**To do:**
Wherever a line holds the string "React", copy that line.
====
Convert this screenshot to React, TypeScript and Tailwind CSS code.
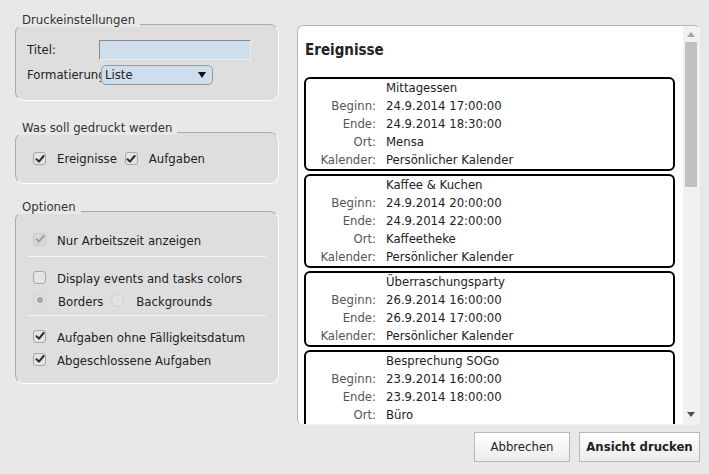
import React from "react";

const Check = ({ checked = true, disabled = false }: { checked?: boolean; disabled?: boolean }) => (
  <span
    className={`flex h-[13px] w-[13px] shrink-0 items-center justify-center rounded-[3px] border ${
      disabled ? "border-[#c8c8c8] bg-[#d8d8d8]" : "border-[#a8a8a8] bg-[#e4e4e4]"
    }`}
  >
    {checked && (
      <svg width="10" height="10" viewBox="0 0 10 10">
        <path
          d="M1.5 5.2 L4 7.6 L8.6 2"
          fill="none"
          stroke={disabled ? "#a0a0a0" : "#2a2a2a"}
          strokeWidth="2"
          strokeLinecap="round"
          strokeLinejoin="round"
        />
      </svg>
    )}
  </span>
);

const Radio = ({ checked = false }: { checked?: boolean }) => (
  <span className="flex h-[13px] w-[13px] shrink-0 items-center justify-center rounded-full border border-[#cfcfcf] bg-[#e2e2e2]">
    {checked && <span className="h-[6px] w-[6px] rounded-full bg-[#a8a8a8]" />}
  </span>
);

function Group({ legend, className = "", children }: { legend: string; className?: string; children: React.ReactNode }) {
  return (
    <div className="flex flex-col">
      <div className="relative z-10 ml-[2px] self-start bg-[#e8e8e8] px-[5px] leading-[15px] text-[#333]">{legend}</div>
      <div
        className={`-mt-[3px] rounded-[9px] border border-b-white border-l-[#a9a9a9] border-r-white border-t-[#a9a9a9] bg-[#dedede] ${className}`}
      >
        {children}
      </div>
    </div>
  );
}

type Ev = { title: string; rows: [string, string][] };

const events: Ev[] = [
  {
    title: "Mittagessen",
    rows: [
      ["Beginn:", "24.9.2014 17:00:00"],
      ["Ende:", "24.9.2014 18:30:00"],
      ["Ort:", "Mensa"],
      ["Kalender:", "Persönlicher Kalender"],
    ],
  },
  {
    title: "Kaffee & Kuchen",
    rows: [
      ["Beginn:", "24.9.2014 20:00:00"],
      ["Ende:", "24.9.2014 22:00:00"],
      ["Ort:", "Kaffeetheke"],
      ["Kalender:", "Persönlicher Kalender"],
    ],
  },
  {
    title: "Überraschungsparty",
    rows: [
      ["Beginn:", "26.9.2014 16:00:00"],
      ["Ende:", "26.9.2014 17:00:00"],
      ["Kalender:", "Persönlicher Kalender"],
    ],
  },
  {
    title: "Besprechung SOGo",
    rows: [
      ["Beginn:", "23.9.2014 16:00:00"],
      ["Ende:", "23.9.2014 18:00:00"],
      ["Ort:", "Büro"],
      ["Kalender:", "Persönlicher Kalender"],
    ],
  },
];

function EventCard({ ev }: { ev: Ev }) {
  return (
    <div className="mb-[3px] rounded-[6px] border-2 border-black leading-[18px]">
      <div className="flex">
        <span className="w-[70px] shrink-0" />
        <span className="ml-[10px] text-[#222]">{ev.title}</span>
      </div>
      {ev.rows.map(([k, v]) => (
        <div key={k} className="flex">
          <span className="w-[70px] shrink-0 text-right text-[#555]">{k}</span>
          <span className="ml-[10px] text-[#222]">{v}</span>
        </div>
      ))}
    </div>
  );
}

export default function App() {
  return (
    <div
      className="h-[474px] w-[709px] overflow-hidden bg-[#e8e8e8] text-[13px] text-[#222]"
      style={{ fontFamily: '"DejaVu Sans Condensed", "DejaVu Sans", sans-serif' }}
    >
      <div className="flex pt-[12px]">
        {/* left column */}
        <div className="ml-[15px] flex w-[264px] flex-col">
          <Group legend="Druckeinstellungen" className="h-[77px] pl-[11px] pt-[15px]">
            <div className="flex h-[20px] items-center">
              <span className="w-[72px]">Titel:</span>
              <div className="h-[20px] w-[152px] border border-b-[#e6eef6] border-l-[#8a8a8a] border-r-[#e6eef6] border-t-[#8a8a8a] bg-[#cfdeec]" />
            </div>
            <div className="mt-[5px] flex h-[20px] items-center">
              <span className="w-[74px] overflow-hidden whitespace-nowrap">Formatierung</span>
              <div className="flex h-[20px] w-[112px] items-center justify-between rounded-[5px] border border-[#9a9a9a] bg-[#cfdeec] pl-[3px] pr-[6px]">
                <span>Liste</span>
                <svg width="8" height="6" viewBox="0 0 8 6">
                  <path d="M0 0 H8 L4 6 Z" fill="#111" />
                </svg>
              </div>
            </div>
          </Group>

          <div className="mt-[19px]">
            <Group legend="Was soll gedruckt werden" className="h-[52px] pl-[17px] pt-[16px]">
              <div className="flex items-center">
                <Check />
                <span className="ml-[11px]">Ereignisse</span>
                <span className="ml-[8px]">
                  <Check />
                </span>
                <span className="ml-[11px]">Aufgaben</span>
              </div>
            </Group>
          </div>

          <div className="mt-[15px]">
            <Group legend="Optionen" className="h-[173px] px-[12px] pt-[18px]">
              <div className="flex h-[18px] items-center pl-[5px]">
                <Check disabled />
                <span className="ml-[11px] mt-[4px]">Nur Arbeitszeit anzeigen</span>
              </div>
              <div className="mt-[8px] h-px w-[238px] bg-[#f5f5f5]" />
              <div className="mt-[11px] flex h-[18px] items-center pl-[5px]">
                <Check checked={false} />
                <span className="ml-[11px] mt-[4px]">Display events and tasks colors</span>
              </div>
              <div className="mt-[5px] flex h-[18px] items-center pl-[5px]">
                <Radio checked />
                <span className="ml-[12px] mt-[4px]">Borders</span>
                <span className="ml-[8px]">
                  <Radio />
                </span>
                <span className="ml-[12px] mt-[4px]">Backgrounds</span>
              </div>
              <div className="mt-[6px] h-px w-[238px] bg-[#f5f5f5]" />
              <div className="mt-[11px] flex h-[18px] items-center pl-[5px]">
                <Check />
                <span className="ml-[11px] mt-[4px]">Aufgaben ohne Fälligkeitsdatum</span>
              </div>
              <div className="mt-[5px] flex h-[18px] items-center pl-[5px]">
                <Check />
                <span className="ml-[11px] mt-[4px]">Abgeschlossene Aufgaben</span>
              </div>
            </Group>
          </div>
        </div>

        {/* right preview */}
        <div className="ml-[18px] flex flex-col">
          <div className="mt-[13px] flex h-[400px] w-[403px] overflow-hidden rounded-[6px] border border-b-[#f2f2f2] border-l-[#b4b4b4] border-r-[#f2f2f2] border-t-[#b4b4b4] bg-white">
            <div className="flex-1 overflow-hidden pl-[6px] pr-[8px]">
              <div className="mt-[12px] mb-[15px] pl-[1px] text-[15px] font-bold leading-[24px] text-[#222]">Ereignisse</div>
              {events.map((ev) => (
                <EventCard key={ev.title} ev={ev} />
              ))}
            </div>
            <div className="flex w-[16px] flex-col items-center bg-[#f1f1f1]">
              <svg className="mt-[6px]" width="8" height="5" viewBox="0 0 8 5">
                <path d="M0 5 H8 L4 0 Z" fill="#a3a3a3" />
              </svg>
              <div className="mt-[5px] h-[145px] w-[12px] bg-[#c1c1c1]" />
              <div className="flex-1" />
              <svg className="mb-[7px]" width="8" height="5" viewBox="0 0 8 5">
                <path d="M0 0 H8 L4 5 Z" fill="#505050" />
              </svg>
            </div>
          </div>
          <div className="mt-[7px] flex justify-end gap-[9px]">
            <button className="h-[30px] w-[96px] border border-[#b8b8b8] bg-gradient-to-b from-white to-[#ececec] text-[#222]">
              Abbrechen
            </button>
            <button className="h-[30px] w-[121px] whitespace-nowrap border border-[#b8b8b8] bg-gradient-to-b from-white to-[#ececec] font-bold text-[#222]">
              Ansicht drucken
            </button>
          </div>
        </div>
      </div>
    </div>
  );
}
====
**Correct result:**
Convert this screenshot to React, TypeScript and Tailwind CSS code.
import React from "react";
function Group({ legend, className = "", children }: { legend: string; className?: string; children: React.ReactNode }) {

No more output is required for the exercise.